• **Exercise aim**: Search the material for the string "styles", then return every line where it is found.

---- Information shown

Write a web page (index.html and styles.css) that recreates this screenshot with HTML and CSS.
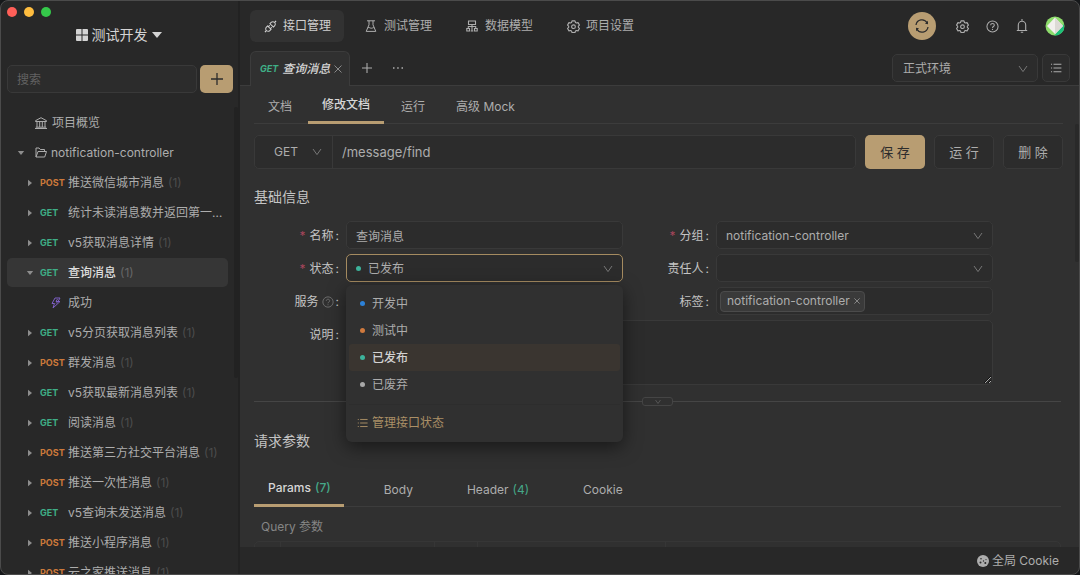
FILE: index.html
```html
<!DOCTYPE html>
<html lang="zh-CN">
<head>
<meta charset="utf-8">
<title>测试开发 - 接口管理</title>
<link rel="stylesheet" href="styles.css">
</head>
<body>
<svg class="sprite" aria-hidden="true">
  <symbol id="chevron" viewBox="0 0 12 12"><path d="M2 3l4 5.600L10 3" fill="none" stroke="currentColor"/></symbol>
  <symbol id="gear" viewBox="0 0 14 14"><g fill="none" stroke="currentColor" stroke-width="1.200" stroke-linejoin="round"><path d="M5.400 1h3.200l.5 1.700 1.100.6 1.700-.5 1.500 2.700-1.200 1.200v1.200l1.200 1.200-1.500 2.600-1.700-.4-1.100.6-.5 1.600H5.400l-.5-1.600-1.100-.6-1.700.4-1.500-2.600 1.200-1.200V6.700L.6 5.500l1.500-2.700 1.700.5 1.100-.6z"/><circle cx="7" cy="7.200" r="2"/></g></symbol>
  <symbol id="help" viewBox="0 0 14 14"><circle cx="7" cy="7" r="6" fill="none" stroke="currentColor" stroke-width="1.100"/><path d="M5 5.700c0-2.600 4-2.600 4 0C9 7 7 7 7 8.500" fill="none" stroke="currentColor" stroke-width="1.100"/><circle cx="7" cy="10.200" r=".7" fill="currentColor"/></symbol>
  <symbol id="list" viewBox="0 0 14 12"><path d="M4 1.500h9.500M4 6h9.500M4 10.500h9.500M1 1.500h1.300M1 6h1.300M1 10.500h1.300" stroke="currentColor" stroke-width="1.200"/></symbol>
  <symbol id="right" viewBox="0 0 8 8"><path d="M2 .8v6.400L6 4z" fill="currentColor"/></symbol>
  <symbol id="down" viewBox="0 0 8 8"><path d="M.8 2h6.400L4 6z" fill="currentColor"/></symbol>
  <symbol id="plus" viewBox="0 0 12 12"><path d="M6 0v12M0 6h12" stroke="currentColor" stroke-width="1.300"/></symbol>
  <symbol id="cross" viewBox="0 0 8 8"><path d="M.5.5l7 7m0-7l-7 7" stroke="currentColor"/></symbol>
</svg>
<div class="window">
  <aside class="sidebar">
    <div class="lights"><i class="red"></i><i class="amber"></i><i class="green"></i></div>
    <button class="project">
      <svg width="12" height="12" viewBox="0 0 12 12"><path d="M0 1a1 1 0 011-1h4.500v5.500H0zM6.500 0H11a1 1 0 011 1v4.500H6.500zM0 6.500h5.500V12H1a1 1 0 01-1-1zM6.500 6.500H12V11a1 1 0 01-1 1H6.500z" fill="currentColor"/></svg>
      测试开发
      <svg width="10" height="6" viewBox="0 0 10 6"><path d="M0 0h10L5 6z" fill="currentColor"/></svg>
    </button>
    <div class="search">
      <input class="field" type="text" placeholder="搜索" aria-label="搜索">
      <button class="add" aria-label="新建"><svg width="12" height="12"><use href="#plus"/></svg></button>
    </div>
    <ul class="tree">
      <li class="row overview"><svg width="12" height="12" viewBox="0 0 12 12"><path d="M.5 4.500V3.700L6 .7l5.500 3v.8zM2 4.500V10M4.700 4.500V10M7.300 4.500V10M10 4.500V10M.8 10.200h10.400M0 11.500h12" fill="none" stroke="currentColor"/></svg>项目概览</li>
      <li class="row folder"><svg width="8" height="8"><use href="#down"/></svg><svg class="folder-icon" width="12" height="11" viewBox="0 0 12 11"><path d="M1 10V1h3l1.300 1.500h4.200v2M1 10h8.700l1.800-5.500H3z" fill="none" stroke="currentColor" stroke-linejoin="round"/></svg>notification-controller</li>
      <li class="row"><svg width="8" height="8"><use href="#right"/></svg><b class="post">POST</b><span class="name">推送微信城市消息</span><small>(1)</small></li>
      <li class="row"><svg width="8" height="8"><use href="#right"/></svg><b class="get">GET</b><span class="name">统计未读消息数并返回第一批未读消息</span></li>
      <li class="row"><svg width="8" height="8"><use href="#right"/></svg><b class="get">GET</b><span class="name">v5获取消息详情</span><small>(1)</small></li>
      <li class="row selected"><svg width="8" height="8"><use href="#down"/></svg><b class="get">GET</b><span class="name">查询消息</span><small>(1)</small></li>
      <li class="row case"><svg width="10" height="12" viewBox="0 0 10 12"><path d="M4 1h5L7 4.500h2L2 11l1.500-4.500H1z" fill="none" stroke="currentColor" stroke-linejoin="round"/><path d="M5 6.500L7 4.500H5L6.500 2" fill="none" stroke="currentColor"/></svg>成功</li>
      <li class="row"><svg width="8" height="8"><use href="#right"/></svg><b class="get">GET</b><span class="name">v5分页获取消息列表</span><small>(1)</small></li>
      <li class="row"><svg width="8" height="8"><use href="#right"/></svg><b class="post">POST</b><span class="name">群发消息</span><small>(1)</small></li>
      <li class="row"><svg width="8" height="8"><use href="#right"/></svg><b class="get">GET</b><span class="name">v5获取最新消息列表</span><small>(1)</small></li>
      <li class="row"><svg width="8" height="8"><use href="#right"/></svg><b class="get">GET</b><span class="name">阅读消息</span><small>(1)</small></li>
      <li class="row"><svg width="8" height="8"><use href="#right"/></svg><b class="post">POST</b><span class="name">推送第三方社交平台消息</span><small>(1)</small></li>
      <li class="row"><svg width="8" height="8"><use href="#right"/></svg><b class="post">POST</b><span class="name">推送一次性消息</span><small>(1)</small></li>
      <li class="row"><svg width="8" height="8"><use href="#right"/></svg><b class="get">GET</b><span class="name">v5查询未发送消息</span><small>(1)</small></li>
      <li class="row"><svg width="8" height="8"><use href="#right"/></svg><b class="post">POST</b><span class="name">推送小程序消息</span><small>(1)</small></li>
      <li class="row"><svg width="8" height="8"><use href="#right"/></svg><b class="post">POST</b><span class="name">云之家推送消息</span><small>(1)</small></li>
    </ul>
    <div class="thumb side-thumb"></div>
  </aside>

  <div class="main">
    <header class="header">
      <nav class="modules">
        <a href="#api" class="active"><svg width="13" height="13" viewBox="64 64 896 896"><path fill="currentColor" d="M917.700 148.800l-42.400-42.400c-1.600-1.600-3.600-2.300-5.700-2.300s-4.100.8-5.700 2.300l-76.100 76.100a199.270 199.270 0 00-112.100-34.300c-51.200 0-102.400 19.500-141.500 58.600L432.300 308.700a8.030 8.030 0 000 11.300L704 591.700c1.600 1.600 3.600 2.300 5.700 2.300 2 0 4.100-.8 5.700-2.300l101.900-101.900c68.900-69 77-175.700 24.300-253.500l76.100-76.100c3.100-3.200 3.100-8.300 0-11.400zM769.100 441.700l-59.400 59.400-186.800-186.800 59.400-59.400c24.900-24.900 58.100-38.700 93.400-38.700 35.300 0 68.400 13.700 93.400 38.700 24.900 24.900 38.700 58.100 38.700 93.400 0 35.300-13.800 68.400-38.700 93.400zm-190.200 105a8.030 8.030 0 00-11.300 0L501 613.300 410.700 523l66.700-66.700c3.100-3.100 3.100-8.200 0-11.300L441 408.600a8.030 8.030 0 00-11.300 0L363 475.300l-43-43a7.850 7.850 0 00-5.700-2.300c-2 0-4.100.8-5.700 2.300L206.800 534.200c-68.900 69-77 175.700-24.300 253.500l-76.100 76.100a8.030 8.030 0 000 11.300l42.400 42.400c1.600 1.600 3.600 2.300 5.700 2.300s4.100-.8 5.700-2.300l76.100-76.100c33.700 22.900 72.900 34.300 112.100 34.300 51.200 0 102.400-19.500 141.500-58.600l101.900-101.900c3.100-3.100 3.100-8.200 0-11.300l-43-43 66.700-66.700c3.100-3.100 3.100-8.200 0-11.300l-36.600-36.200zM441.700 769.100a131.320 131.320 0 01-93.400 38.700c-35.300 0-68.400-13.700-93.400-38.700a131.320 131.320 0 01-38.700-93.400c0-35.300 13.700-68.400 38.700-93.400l59.400-59.400 186.800 186.800-59.400 59.400z"/></svg>接口管理</a>
        <a href="#test"><svg width="12" height="12" viewBox="0 0 12 12"><path d="M2 .8h8M4 .8v4L1.200 11.400h9.600L8 4.800v-4M2.800 7.800c1.500-1 2.500.8 4 .4s1.500-.8 2.500-.4" fill="none" stroke="currentColor"/></svg>测试管理</a>
        <a href="#model"><svg width="12" height="12" viewBox="0 0 12 12"><path d="M2.500 1h7v3.500h-7zM6 4.500v6.500M2.300 8.500V6.500h7.400v2M.8 8.500h2.700V11H.8zM8.500 8.500h2.700V11H8.500zM4.700 11h2.600" fill="none" stroke="currentColor" stroke-width="1.100"/></svg>数据模型</a>
        <a href="#settings"><svg width="13" height="13"><use href="#gear"/></svg>项目设置</a>
      </nav>
      <div class="tools">
        <button class="sync" aria-label="同步"><svg width="14" height="14" viewBox="0 0 14 14"><path d="M1 6a6 6 0 0111.200-2M13 8a6 6 0 01-11.200 2" fill="none" stroke="currentColor" stroke-width="1.300"/><path d="M13 1.800v3.400L10 4.700zM1 12.200V8.800l3 .5z" fill="currentColor"/></svg></button>
        <button aria-label="设置"><svg width="13" height="13"><use href="#gear"/></svg></button>
        <button aria-label="帮助"><svg width="13" height="13"><use href="#help"/></svg></button>
        <button aria-label="通知"><svg width="12" height="14" viewBox="0 0 12 14"><path d="M.8 11.500h10.400M2.300 11.500V6a3.700 3.700 0 017.400 0v5.500M6 0v2.300M4.800 13.200h2.400" fill="none" stroke="currentColor" stroke-width="1.100"/></svg></button>
        <button aria-label="账户"><svg width="20" height="20" viewBox="0 0 20 20"><clipPath id="disc"><circle cx="10" cy="10" r="9.500"/></clipPath><g clip-path="url(#disc)"><path d="M0 0h20v20H0z" fill="#8edc6c"/><path d="M19 8v12H9z" fill="#1cc07a"/><path d="M10 1.500l8 8.500-8 8-8-8z" fill="#f2f0ee"/><path d="M10 1.500l8 8.500-8 8z" fill="#dcd9d5"/></g></svg></button>
      </div>
    </header>

    <div class="strip">
      <div class="doc-tab"><b class="get">GET</b><span>查询消息</span><button aria-label="关闭"><svg width="8" height="8"><use href="#cross"/></svg></button></div>
      <button class="strip-button" aria-label="新标签"><svg width="10" height="10"><use href="#plus"/></svg></button>
      <button class="strip-button" aria-label="更多"><svg width="10" height="4" viewBox="0 0 10 4"><path d="M0 2h1.500M4.200 2h1.500M8.500 2H10" stroke="currentColor" stroke-width="1.300"/></svg></button>
      <label class="field environment"><select aria-label="环境"><option>正式环境</option></select><svg class="arrow" width="12" height="12"><use href="#chevron"/></svg></label>
      <button class="field env-list" aria-label="环境列表"><svg width="12" height="10"><use href="#list"/></svg></button>
    </div>

    <main class="content">
      <nav class="tabs">
        <a href="#doc">文档</a><a href="#edit" class="active">修改文档</a><a href="#run">运行</a><a href="#mock">高级 Mock</a>
      </nav>
      <div class="request">
        <div class="field url">
          <label class="method"><select aria-label="请求方法"><option>GET</option></select><svg class="arrow" width="12" height="12"><use href="#chevron"/></svg></label>
          <input type="text" value="/message/find" aria-label="请求路径">
        </div>
        <button class="action primary">保 存</button>
        <button class="action field">运 行</button>
        <button class="action field">删 除</button>
      </div>
      <h2>基础信息</h2>
      <form class="form">
        <label class="label" for="name"><em>*</em>名称<i>:</i></label>
        <input class="field" id="name" type="text" value="查询消息">
        <label class="label" for="group"><em>*</em>分组<i>:</i></label>
        <div class="field"><select id="group"><option>notification-controller</option></select><svg class="arrow" width="12" height="12"><use href="#chevron"/></svg></div>
        <label class="label" for="status"><em>*</em>状态<i>:</i></label>
        <div class="field status">
          <span class="dot teal"></span><select id="status"><option>已发布</option><option>开发中</option><option>测试中</option><option>已废弃</option></select><svg class="arrow" width="12" height="12"><use href="#chevron"/></svg>
          <div class="menu">
            <ul role="listbox" aria-label="状态">
              <li role="option"><span class="dot blue"></span>开发中</li>
              <li role="option"><span class="dot orange"></span>测试中</li>
              <li role="option" aria-selected="true"><span class="dot teal"></span>已发布</li>
              <li role="option"><span class="dot gray"></span>已废弃</li>
            </ul>
            <a href="#manage" class="manage"><svg width="11" height="10"><use href="#list"/></svg>管理接口状态</a>
          </div>
        </div>
        <label class="label" for="owner">责任人<i>:</i></label>
        <div class="field"><select id="owner"><option></option></select><svg class="arrow" width="12" height="12"><use href="#chevron"/></svg></div>
        <label class="label" for="service">服务<svg width="12" height="12"><use href="#help"/></svg><i>:</i></label>
        <div class="field"><select id="service"><option></option></select></div>
        <label class="label" for="tags">标签<i>:</i></label>
        <div class="field tags"><span class="tag">notification-controller<button type="button" aria-label="移除"><svg width="6" height="6"><use href="#cross"/></svg></button></span><input id="tags" type="text"></div>
        <label class="label" for="note">说明<i>:</i></label>
        <textarea class="field note" id="note"></textarea>
      </form>
      <div class="divider"><button aria-label="展开"><svg width="8" height="6" viewBox="0 0 8 6"><path d="M1.500 1L4 4.500 6.500 1" fill="none" stroke="currentColor"/></svg></button></div>
      <h2>请求参数</h2>
      <nav class="tabs params">
        <a href="#params" class="active">Params <span>(7)</span></a><a href="#body">Body</a><a href="#header">Header <span>(4)</span></a><a href="#cookie">Cookie</a>
      </nav>
      <p class="caption">Query 参数</p>
      <div class="grid"><table aria-label="Query 参数"><tr><th class="c1"></th><th class="c2"></th><th class="c3"></th><th class="c4"></th><th></th></tr></table></div>
      <div class="thumb main-thumb"></div>
    </main>

    <footer class="footer"><button><svg width="12" height="12" viewBox="0 0 12 12"><circle cx="6" cy="6" r="6" fill="currentColor"/><g fill="#2a2a2a"><circle cx="4" cy="3.700" r=".8"/><circle cx="3.500" cy="7.500" r="1"/><circle cx="6.500" cy="6" r=".7"/><circle cx="8.300" cy="8" r="1"/><circle cx="9" cy="4.600" r=".6"/></g></svg>全局 Cookie</button></footer>
  </div>
</div>
</body>
</html>
```
FILE: styles.css
```css
* { box-sizing: border-box; }
body {
  margin: 0;
  background: #16181a;
  color: #adadad;
  font: 12px/18px Inter, "Noto Sans CJK SC", sans-serif;
}
button, input, select, textarea { font: inherit; color: inherit; background: none; border: 0; padding: 0; margin: 0; outline: 0; }
select { appearance: none; flex: 1; min-width: 0; }
a { color: inherit; text-decoration: none; }
ul { list-style: none; margin: 0; padding: 0; }
svg { flex: none; display: block; }
i, em { font-style: normal; }
.sprite { position: absolute; width: 0; height: 0; }

.window {
  display: flex;
  height: 100vh;
  overflow: hidden;
  background: #282828;
  border: 1px solid #4b4b4b;
  border-radius: 8px;
}
.field {
  display: flex;
  align-items: center;
  height: 28px;
  padding: 0 9px;
  background: #2c2c2c;
  border: 1px solid #393939;
  border-radius: 5px;
}
.arrow { color: #777; }
.get { color: #3fae86; }
.post { color: #cc7a3b; }
.thumb { position: absolute; width: 4px; background: #222; border-radius: 2px; }

/* Sidebar */
.sidebar {
  position: relative;
  flex: none;
  width: 239px;
  overflow: hidden;
  border-right: 2px solid #222;
}
.lights { display: flex; gap: 7px; padding: 6px 6px 0; }
.lights i { width: 10px; height: 10px; border-radius: 50%; }
.red { background: #ff5f58; }
.amber { background: #ffbd3f; }
.green { background: #35c84a; }
.project {
  display: flex;
  align-items: center;
  gap: 4px;
  margin: 7px auto 0;
  padding-right: 2px;
  color: #d4d4d4;
  font-size: 14px;
  line-height: 22px;
}
.search { display: flex; gap: 3px; margin: 19px 5px 0 6px; }
.search .field { flex: 1; min-width: 0; }
.search input::placeholder { color: #626262; opacity: 1; }
.add, .primary { background: #b89d72; color: #2c2c2c; border-radius: 5px; }
.add { display: grid; place-items: center; width: 33px; height: 28px; }
.tree { display: flex; flex-direction: column; gap: 1px; margin: 15px 10px 0 6px; }
.row {
  display: flex;
  align-items: center;
  flex: none;
  height: 29px;
  padding: 0 4px 0 19px;
  white-space: nowrap;
  border-radius: 5px;
}
.row > svg { color: #8d8d8d; }
.row b { flex: none; width: 28px; margin: 0 0 0 6px; font-size: 9px; }
.name { overflow: hidden; text-overflow: ellipsis; }
.row small { margin-left: 4px; font-size: 12px; color: #4c4c4c; }
.row.overview { padding-left: 28px; gap: 5px; }
.row.overview > svg { color: #adadad; }
.row.folder { padding-left: 10px; }
.row .folder-icon { margin: 0 4px 0 10px; color: #adadad; }
.row.case { padding-left: 44px; gap: 7px; }
.row.case > svg { color: #7d5fc4; }
.row.selected { background: #363636; }
.selected .name { color: #dedede; font-weight: 500; }
.row.selected small { color: #666; }
.side-thumb { top: 106px; right: 0; height: 271px; }

/* Header */
.main { display: flex; flex: 1; flex-direction: column; min-width: 0; }
.header { display: flex; flex: none; align-items: center; justify-content: space-between; height: 50px; padding: 0 14px 0 10px; }
.modules { display: flex; gap: 7px; }
.modules a { display: flex; align-items: center; gap: 7px; height: 32px; padding: 0 13px 0 14px; border-radius: 6px; }
.modules .active { gap: 6px; background: #323232; color: #d0d0d0; }
.modules a:last-child { gap: 6px; }
.tools { display: flex; align-items: center; gap: 17px; }
.sync { display: grid; place-items: center; width: 28px; height: 28px; margin-right: 3px; border-radius: 50%; background: #b89d72; color: #2c2c2c; }

.strip { display: flex; flex: none; align-items: center; height: 35px; padding: 0 9px 0 10px; border-bottom: 1px solid #3c3c3c; }
.doc-tab {
  display: flex;
  align-items: center;
  align-self: stretch;
  gap: 4px;
  margin-bottom: -1px;
  padding: 0 7px 0 9px;
  background: #303030;
  border: 1px solid #3c3c3c;
  border-bottom: 0;
  border-radius: 6px 6px 0 0;
  font-style: italic;
  font-weight: 500;
  color: #d5d5d5;
}
.doc-tab b { font-size: 9px; }
.doc-tab button { color: #8a8a8a; }
.strip-button { display: grid; place-items: center; width: 31px; height: 28px; }
.doc-tab + .strip-button { margin-left: 1px; }
.environment { width: 146px; margin-left: auto; padding: 1px 8px 0 10px; }
.env-list { justify-content: center; width: 28px; margin-left: 4px; padding: 0; }

/* Content */
.content { position: relative; flex: 1; min-height: 0; overflow: hidden; padding: 0 16px 0 14px; background: #303030; }
.tabs { display: flex; gap: 3px; height: 38px; border-bottom: 1px solid #3c3c3c; }
.tabs a { display: flex; align-items: center; gap: 4px; padding: 4px 14px 0; }
.tabs a:first-child { padding-right: 13px; }
.tabs .active { margin-bottom: -1px; padding-top: 3px; border-bottom: 3px solid #b89d72; color: #d6d6d6; font-weight: 500; }
.tabs span { color: #45a888; }
.request { display: flex; gap: 9px; margin-top: 11px; }
.url { flex: 1; height: 34px; min-width: 0; padding: 0; }
.url > input { flex: 1; min-width: 0; padding: 0 9px; font-size: 13px; }
.method { display: flex; align-items: center; align-self: stretch; width: 78px; padding: 0 9px 0 19px; border-right: 1px solid #393939; }
.action { justify-content: center; width: 60px; height: 34px; padding: 0; font-size: 13px; }
h2 { margin: 17px 0 13px; font-size: 14px; line-height: 22px; font-weight: 400; color: #c4c4c4; }
.form { display: grid; grid-template-columns: 92px 1fr 93px 1fr; gap: 5px 0; padding-right: 70px; }
.form .field { width: 100%; min-width: 0; }
.form div.field { padding: 1px 8px 0 9px; }
.label { display: flex; align-items: center; justify-content: flex-end; height: 28px; padding: 2px 7px 0 0; color: #c4c4c4; }
.label em { margin-right: 4px; color: #a8455c; }
.label i { margin-left: 2px; }
.label svg { margin-left: 3px; color: #707070; }
.dot { flex: none; width: 5px; height: 5px; border-radius: 50%; }
.teal { background: #3db39b; }
.blue { background: #2c81d8; }
.orange { background: #d07a3e; }
.gray { background: #a8a8a8; }
.form .status { position: relative; gap: 7px; border-color: #a58b60; }
.menu {
  position: absolute;
  z-index: 1;
  top: 30px;
  left: -1px;
  right: -1px;
  padding: 5px 3px 4px;
  background: #303030;
  border-radius: 6px;
  box-shadow: 0 5px 18px rgba(0, 0, 0, .5);
}
.menu li { display: flex; align-items: center; gap: 7px; height: 27px; padding-left: 11px; border-radius: 3px; }
.menu [aria-selected] { background: #3a3530; color: #d2d2d2; font-weight: 500; }
.manage { display: flex; align-items: center; gap: 4px; margin-top: 6px; padding: 9px 8px 6px; border-top: 1px solid #2d2d2d; color: #aa8f66; }
.form div.tags { padding: 0 3px; }
.tag { display: flex; align-items: center; gap: 4px; height: 21px; padding: 0 4px 0 6px; border: 1px solid #4b4b4b; border-radius: 4px; background: #3a3a3a; }
.tag button { color: #a0a0a0; }
.tags input { flex: 1; min-width: 0; }
.form .note { grid-column: 2 / -1; height: 65px; padding: 4px 9px; }
.divider { display: flex; justify-content: center; align-items: center; margin: 12px 2px 0 0; height: 9px; background: linear-gradient(#454545, #454545) center / 100% 1px no-repeat; }
.divider button { display: grid; place-items: center; width: 31px; height: 9px; border: 1px solid #454545; border-radius: 3px; background: #303030; color: #555; }
.divider + h2 { margin: 24px 0 18px; }
.params { gap: 26px; height: 37px; margin-right: 2px; }
.params a { padding-top: 3px; }
.params .active { padding-top: 2px; }
.caption { margin: 11px 7px 5px; color: #858585; }
.grid { margin-right: 2px; border: 1px solid #363636; border-radius: 5px; overflow: hidden; }
table { width: 100%; table-layout: fixed; border-collapse: collapse; }
th { height: 30px; padding: 0; border-right: 1px solid #363636; }
th:last-child { border-right: 0; }
.c1 { width: 25px; }
.c2 { width: 154px; }
.c3 { width: 43px; }
.c4 { width: 188px; }
.main-thumb { top: 38px; right: 0; height: 138px; background: #292929; }

.footer { display: flex; flex: none; align-items: center; justify-content: flex-end; height: 27px; padding-right: 20px; }
.footer button { display: flex; align-items: center; gap: 3px; }
```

--------

• **Answer for the task**:
Write a web page (index.html and styles.css) that recreates this screenshot with HTML and CSS.
<link rel="stylesheet" href="styles.css">
FILE: styles.css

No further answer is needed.